_PROBLEM DETAILS_
Lines holding the string "components" are the ones to copy; find them all in the data.

_INFORMATION SUPPLIED_
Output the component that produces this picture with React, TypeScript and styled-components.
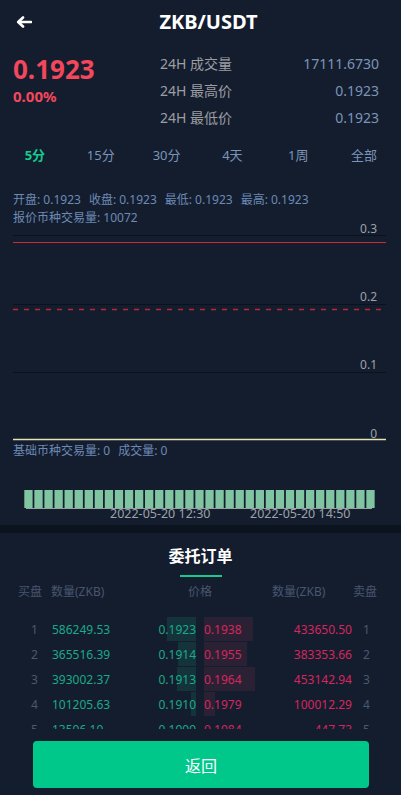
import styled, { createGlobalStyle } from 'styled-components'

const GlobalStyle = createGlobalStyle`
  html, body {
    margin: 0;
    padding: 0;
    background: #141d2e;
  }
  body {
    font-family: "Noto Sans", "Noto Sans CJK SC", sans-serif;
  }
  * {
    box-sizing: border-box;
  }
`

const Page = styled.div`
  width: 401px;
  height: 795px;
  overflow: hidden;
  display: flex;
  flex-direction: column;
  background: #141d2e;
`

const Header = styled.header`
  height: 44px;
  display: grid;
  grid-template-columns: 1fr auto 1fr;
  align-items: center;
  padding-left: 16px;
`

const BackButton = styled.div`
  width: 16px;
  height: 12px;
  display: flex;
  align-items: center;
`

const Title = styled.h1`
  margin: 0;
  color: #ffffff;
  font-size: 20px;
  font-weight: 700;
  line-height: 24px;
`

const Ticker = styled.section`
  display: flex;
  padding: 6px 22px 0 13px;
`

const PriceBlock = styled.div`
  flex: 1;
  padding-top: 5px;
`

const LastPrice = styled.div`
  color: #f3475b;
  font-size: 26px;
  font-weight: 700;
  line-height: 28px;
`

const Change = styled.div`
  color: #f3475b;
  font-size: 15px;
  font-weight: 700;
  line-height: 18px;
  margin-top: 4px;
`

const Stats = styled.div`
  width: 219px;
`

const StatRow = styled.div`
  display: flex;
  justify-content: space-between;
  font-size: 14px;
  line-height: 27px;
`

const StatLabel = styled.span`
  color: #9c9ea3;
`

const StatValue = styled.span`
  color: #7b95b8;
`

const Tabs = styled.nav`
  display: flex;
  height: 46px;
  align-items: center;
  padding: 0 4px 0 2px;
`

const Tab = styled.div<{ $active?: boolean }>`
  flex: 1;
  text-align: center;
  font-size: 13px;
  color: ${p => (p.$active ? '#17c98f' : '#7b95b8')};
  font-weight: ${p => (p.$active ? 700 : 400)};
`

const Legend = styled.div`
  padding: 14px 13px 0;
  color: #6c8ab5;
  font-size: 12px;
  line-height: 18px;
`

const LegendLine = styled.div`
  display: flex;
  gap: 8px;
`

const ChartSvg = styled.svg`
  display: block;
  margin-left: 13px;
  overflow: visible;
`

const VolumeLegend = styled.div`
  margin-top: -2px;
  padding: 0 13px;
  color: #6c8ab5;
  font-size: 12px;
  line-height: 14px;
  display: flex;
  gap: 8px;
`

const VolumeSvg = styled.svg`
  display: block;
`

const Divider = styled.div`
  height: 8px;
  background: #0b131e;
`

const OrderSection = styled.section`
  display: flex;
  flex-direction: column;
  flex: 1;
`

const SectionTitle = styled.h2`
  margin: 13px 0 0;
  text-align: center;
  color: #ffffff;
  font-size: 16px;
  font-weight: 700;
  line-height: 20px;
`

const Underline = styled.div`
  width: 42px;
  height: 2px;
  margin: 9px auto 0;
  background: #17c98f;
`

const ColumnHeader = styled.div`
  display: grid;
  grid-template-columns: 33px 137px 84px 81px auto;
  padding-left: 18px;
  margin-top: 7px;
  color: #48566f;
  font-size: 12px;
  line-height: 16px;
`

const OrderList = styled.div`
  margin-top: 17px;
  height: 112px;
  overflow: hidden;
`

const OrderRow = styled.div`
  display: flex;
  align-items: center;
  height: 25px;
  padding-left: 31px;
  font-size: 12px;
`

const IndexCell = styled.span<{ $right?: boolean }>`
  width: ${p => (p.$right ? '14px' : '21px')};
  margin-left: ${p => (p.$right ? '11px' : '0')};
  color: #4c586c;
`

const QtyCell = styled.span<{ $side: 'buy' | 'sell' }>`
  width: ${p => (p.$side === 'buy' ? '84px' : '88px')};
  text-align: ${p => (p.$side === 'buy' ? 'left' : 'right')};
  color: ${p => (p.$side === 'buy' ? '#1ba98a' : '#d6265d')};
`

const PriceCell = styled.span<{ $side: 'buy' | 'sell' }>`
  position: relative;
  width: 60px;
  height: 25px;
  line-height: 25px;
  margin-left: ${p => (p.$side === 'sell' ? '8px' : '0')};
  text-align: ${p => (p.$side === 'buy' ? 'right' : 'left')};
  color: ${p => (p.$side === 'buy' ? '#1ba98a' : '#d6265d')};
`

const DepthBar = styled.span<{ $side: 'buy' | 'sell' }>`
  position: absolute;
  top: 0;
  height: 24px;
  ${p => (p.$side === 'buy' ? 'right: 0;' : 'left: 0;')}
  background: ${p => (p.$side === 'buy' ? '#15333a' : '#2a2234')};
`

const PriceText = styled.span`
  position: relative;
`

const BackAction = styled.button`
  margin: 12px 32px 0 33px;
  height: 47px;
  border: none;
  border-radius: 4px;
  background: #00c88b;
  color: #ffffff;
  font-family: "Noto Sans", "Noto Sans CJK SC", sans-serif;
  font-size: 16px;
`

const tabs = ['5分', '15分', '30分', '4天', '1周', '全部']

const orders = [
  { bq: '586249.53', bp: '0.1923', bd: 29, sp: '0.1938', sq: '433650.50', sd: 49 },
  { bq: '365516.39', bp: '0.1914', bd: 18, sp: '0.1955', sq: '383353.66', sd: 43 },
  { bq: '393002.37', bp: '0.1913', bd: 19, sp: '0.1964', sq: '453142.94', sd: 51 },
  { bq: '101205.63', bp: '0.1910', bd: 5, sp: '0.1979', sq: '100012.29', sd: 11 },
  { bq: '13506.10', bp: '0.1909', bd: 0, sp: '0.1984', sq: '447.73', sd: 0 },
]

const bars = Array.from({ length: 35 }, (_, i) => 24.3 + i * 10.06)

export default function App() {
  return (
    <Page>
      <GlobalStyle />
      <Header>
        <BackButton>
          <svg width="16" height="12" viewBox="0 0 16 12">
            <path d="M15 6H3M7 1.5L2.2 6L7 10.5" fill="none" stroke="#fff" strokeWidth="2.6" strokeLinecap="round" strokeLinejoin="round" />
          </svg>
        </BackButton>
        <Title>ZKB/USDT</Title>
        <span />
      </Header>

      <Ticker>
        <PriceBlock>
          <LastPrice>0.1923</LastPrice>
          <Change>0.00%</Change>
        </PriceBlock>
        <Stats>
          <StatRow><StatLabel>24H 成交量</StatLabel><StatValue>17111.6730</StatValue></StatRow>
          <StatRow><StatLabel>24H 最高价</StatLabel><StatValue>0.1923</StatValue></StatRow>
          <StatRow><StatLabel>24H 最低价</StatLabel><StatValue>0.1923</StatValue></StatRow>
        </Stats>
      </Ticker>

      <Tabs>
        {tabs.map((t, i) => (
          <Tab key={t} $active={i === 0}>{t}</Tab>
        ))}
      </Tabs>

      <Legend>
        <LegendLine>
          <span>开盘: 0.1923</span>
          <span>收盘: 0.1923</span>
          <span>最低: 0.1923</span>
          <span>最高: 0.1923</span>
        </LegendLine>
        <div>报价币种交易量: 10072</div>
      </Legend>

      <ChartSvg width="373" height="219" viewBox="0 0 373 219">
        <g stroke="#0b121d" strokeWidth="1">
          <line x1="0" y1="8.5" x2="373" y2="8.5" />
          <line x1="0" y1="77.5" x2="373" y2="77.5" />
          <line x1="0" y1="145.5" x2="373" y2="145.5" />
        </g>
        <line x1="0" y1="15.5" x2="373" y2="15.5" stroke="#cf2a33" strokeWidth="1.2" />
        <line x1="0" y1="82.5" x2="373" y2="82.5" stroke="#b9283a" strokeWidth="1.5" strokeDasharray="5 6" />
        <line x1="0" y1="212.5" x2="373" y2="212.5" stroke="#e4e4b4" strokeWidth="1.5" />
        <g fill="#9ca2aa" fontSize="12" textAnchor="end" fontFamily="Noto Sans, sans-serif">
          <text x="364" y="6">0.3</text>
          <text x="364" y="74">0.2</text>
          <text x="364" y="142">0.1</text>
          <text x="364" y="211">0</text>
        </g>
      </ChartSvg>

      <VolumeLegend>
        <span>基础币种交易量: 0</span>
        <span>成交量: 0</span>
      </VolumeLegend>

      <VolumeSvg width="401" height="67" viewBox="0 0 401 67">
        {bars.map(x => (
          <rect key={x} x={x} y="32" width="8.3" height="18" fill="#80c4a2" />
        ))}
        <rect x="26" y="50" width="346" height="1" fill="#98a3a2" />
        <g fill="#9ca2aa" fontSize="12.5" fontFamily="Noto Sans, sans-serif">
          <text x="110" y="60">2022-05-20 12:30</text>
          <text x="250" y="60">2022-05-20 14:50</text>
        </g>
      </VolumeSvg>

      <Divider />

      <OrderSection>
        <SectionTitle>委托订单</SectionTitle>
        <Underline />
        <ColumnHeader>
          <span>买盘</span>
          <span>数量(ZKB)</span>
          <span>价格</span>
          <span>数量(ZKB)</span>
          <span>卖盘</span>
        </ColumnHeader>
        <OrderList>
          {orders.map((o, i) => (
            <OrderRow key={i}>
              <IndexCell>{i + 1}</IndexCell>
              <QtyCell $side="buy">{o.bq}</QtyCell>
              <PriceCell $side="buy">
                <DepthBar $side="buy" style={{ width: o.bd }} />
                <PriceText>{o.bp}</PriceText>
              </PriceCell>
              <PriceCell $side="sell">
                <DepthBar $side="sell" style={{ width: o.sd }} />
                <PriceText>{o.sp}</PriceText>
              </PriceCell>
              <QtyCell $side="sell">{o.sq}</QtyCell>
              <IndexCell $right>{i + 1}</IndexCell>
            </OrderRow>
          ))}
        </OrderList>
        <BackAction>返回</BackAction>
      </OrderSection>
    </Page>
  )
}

_WORKED ANSWER_
Output the component that produces this picture with React, TypeScript and styled-components.
import styled, { createGlobalStyle } from 'styled-components'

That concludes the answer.